この手の暴力行為を支えているのは、現状への不満と腕力・筋力への自信、この二つだけなのだ。不満があれば、手っ取り早く爆発させたくなる。爆発させれば、何かが変わる。それが何だかわからないが、爆発させないよりさせた方が変化が近づく気がする。それだけの思い、それだけの信念が突き動かしたものであったことは間違いない。何も確信もないけど、あふれる気合を腕力に託した。それだけであり、政治でも思想でもないのである。

あくまでも思想的バックグラウンド、政治的目的が必要となるのは、自分を正当化するための方便なのである。当時流行った言葉で「造反有理」というのがあるが、まさにそのココロはここで言っているそのまま。「正当な目的」という理屈があれば、どんな暴力も破壊も許されるという意味である。そして、その理屈は後付け。世の中が悪い、世の中を変えるんだって理屈が付けば、暴力が肯定されそうな気がしていたのだ。

ある意味、これは現代でも充分見られる現象である。欧州で破壊活動を行っているホームグロウン・テロリスト達も、イスラム原理主義に惹かれて過激なテロリストになるのではなく、現状への不満を暴力にぶつけたいのだが、それを正当化し「造反有理」のお墨付きを貰える「理屈」として、いまのところイスラム原理主義が一番手っ取り早いから、そこを拠り所にしているというのがホントのところだろう。70年前後の状況を実体験として知っていることをベースに言うなら、これが実は本音であろう。

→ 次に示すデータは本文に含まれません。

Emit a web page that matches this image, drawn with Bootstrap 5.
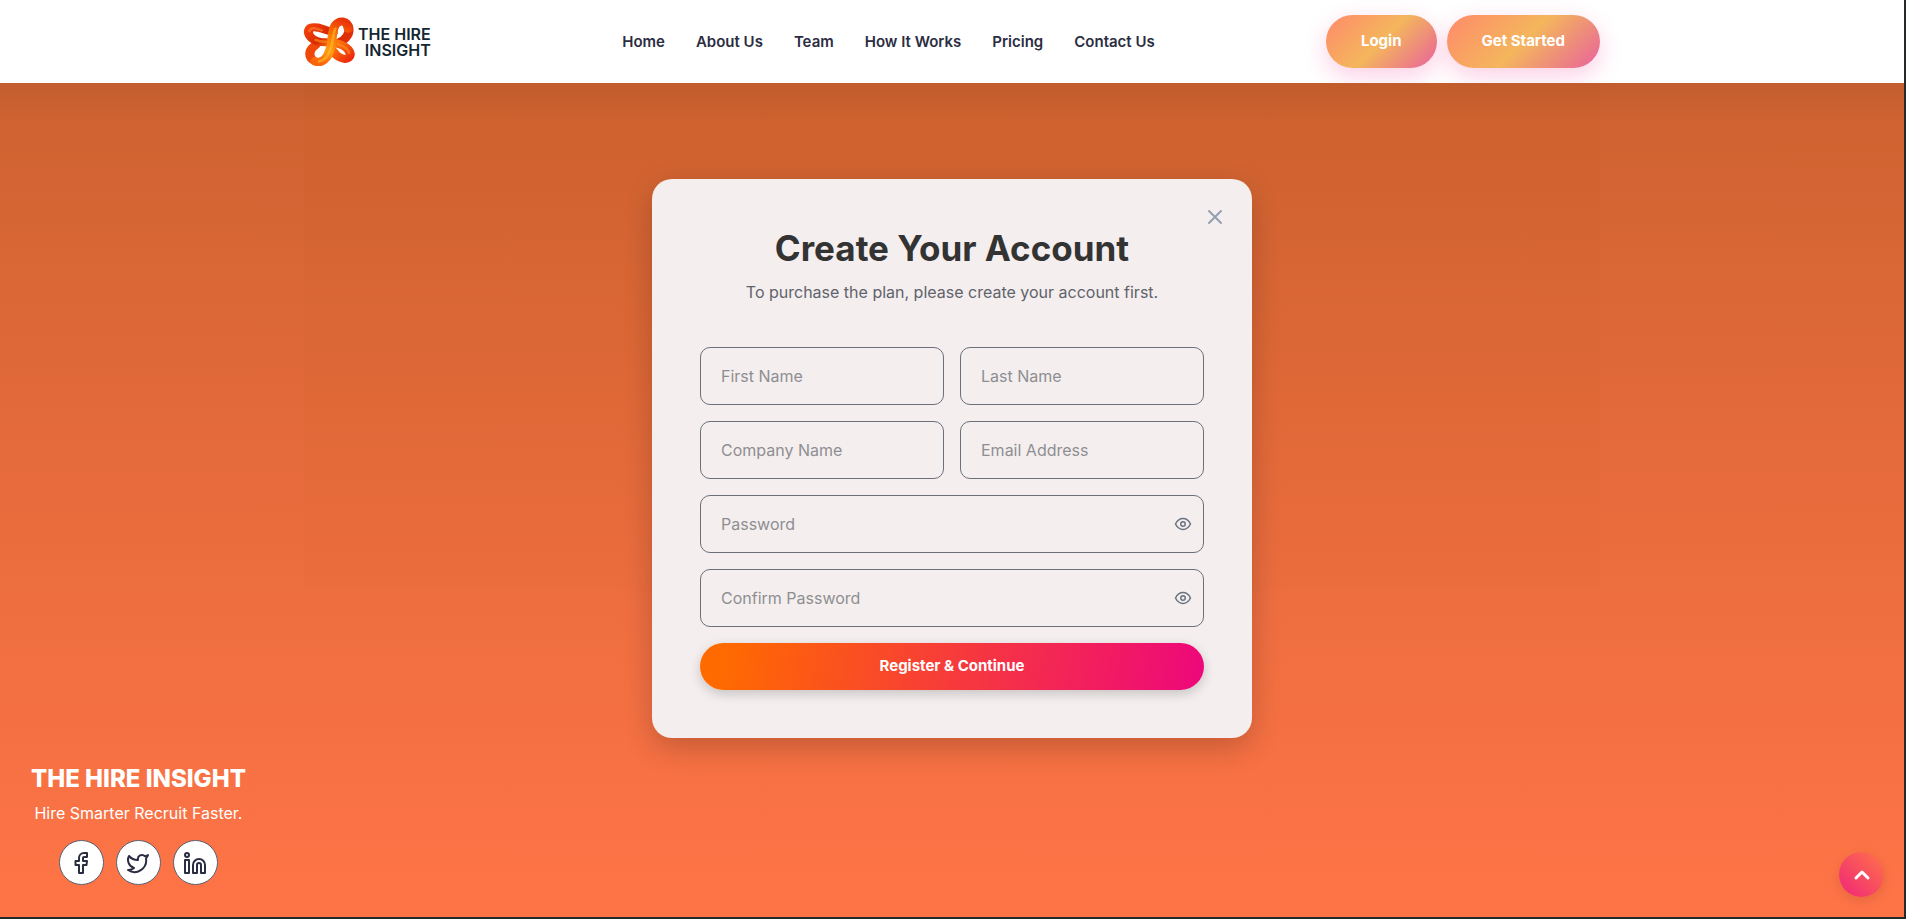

そういう意味では、こういう暴力活動は「オナニー」みたいなものである。本番ではない。我慢できなくなって爆発しちゃうのだ。さて、70年前後の日本においては、我慢できなくって「暴発」し、それで何かができた人もいる。しかし、何もできなかった人のほうが多いだろう。デキた人は、間違いなく「とんがった」人である。そして当時は、とんがってる人が勢いがあった時代である。このコンテクストに乗り、バクハツしちゃったけど粋がれたひとが、何かを出来たというだけである。

そう、本来学生運動は「とんがってること」が大事だったのに、いつのまにか思想信条やイデオロギーの問題になってしまった。まさに日本の秀才が抱える、「手段の目的化」といういつもの落し穴にハマったのだ。最初にやっていた人達は、「方便」がわかっていたものの、後から来た人達はお題目を真に受けてしまったのだ。新左翼といわれていた人達が、過激派になり、社会から遊離していったのも、まさにその変化がもたらしたものである。

そのタイミングは、奇しくも70年代も半ばが近づき、昭和40年代も終わりを告げる頃。まさに日本において、高度成長の成果が津々浦々におよび、みんなが豊かな世の中になってしまった。当時、大学進学率が高まり、キャンパスに入って行った「新人類」と呼ばれた世代は、現状の社会への不満を持っていたわけではない。持っていたのは「親は理解してくれない」という家庭の問題や、「なぜ自分だけモテないのか」という個人の問題だけである。かくして、今に続く「日常」の火ぶたは切って落とされたのだ。